___ Dataset excerpt ___

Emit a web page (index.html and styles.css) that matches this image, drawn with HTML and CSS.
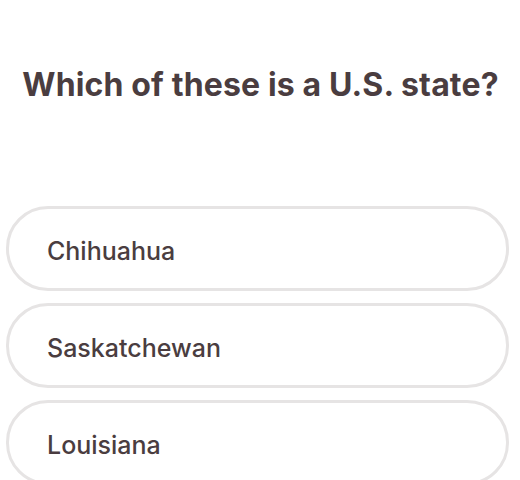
FILE: index.html
```html
<!DOCTYPE html>
<html>
<head>
<meta charset="utf-8">
<link rel="stylesheet" href="styles.css">
</head>
<body>
<main class="quiz">
  <h1 class="question">Which of these is a U.S. state?</h1>
  <ul class="options">
    <li class="option">Chihuahua</li>
    <li class="option">Saskatchewan</li>
    <li class="option">Louisiana</li>
  </ul>
</main>
</body>
</html>
```
FILE: styles.css
```css
html, body {
  margin: 0;
  padding: 0;
  background: #ffffff;
}
body {
  width: 520px;
  height: 480px;
  overflow: hidden;
  font-family: "Inter", "Liberation Sans", sans-serif;
  color: #4a3d40;
}
.quiz {
  padding: 0 11px 0 6px;
}
.question {
  margin: 0 -6px 0 0;
  padding-top: 65px;
  font-size: 32px;
  font-weight: 700;
  line-height: 40px;
  text-align: center;
  letter-spacing: 0.15px;
}
.options {
  list-style: none;
  margin: 101px 0 0;
  padding: 0;
  display: flex;
  flex-direction: column;
  gap: 12px;
}
.option {
  box-sizing: border-box;
  height: 85px;
  border: 3px solid #e6e4e4;
  border-radius: 42px;
  display: flex;
  align-items: center;
  padding: 4px 0 0 38px;
  font-size: 25px;
  font-weight: 500;
  letter-spacing: 0;
}
```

___

Each line that contains the word "index" counts toward the total; give only that total.

• _Exercise solution_:
2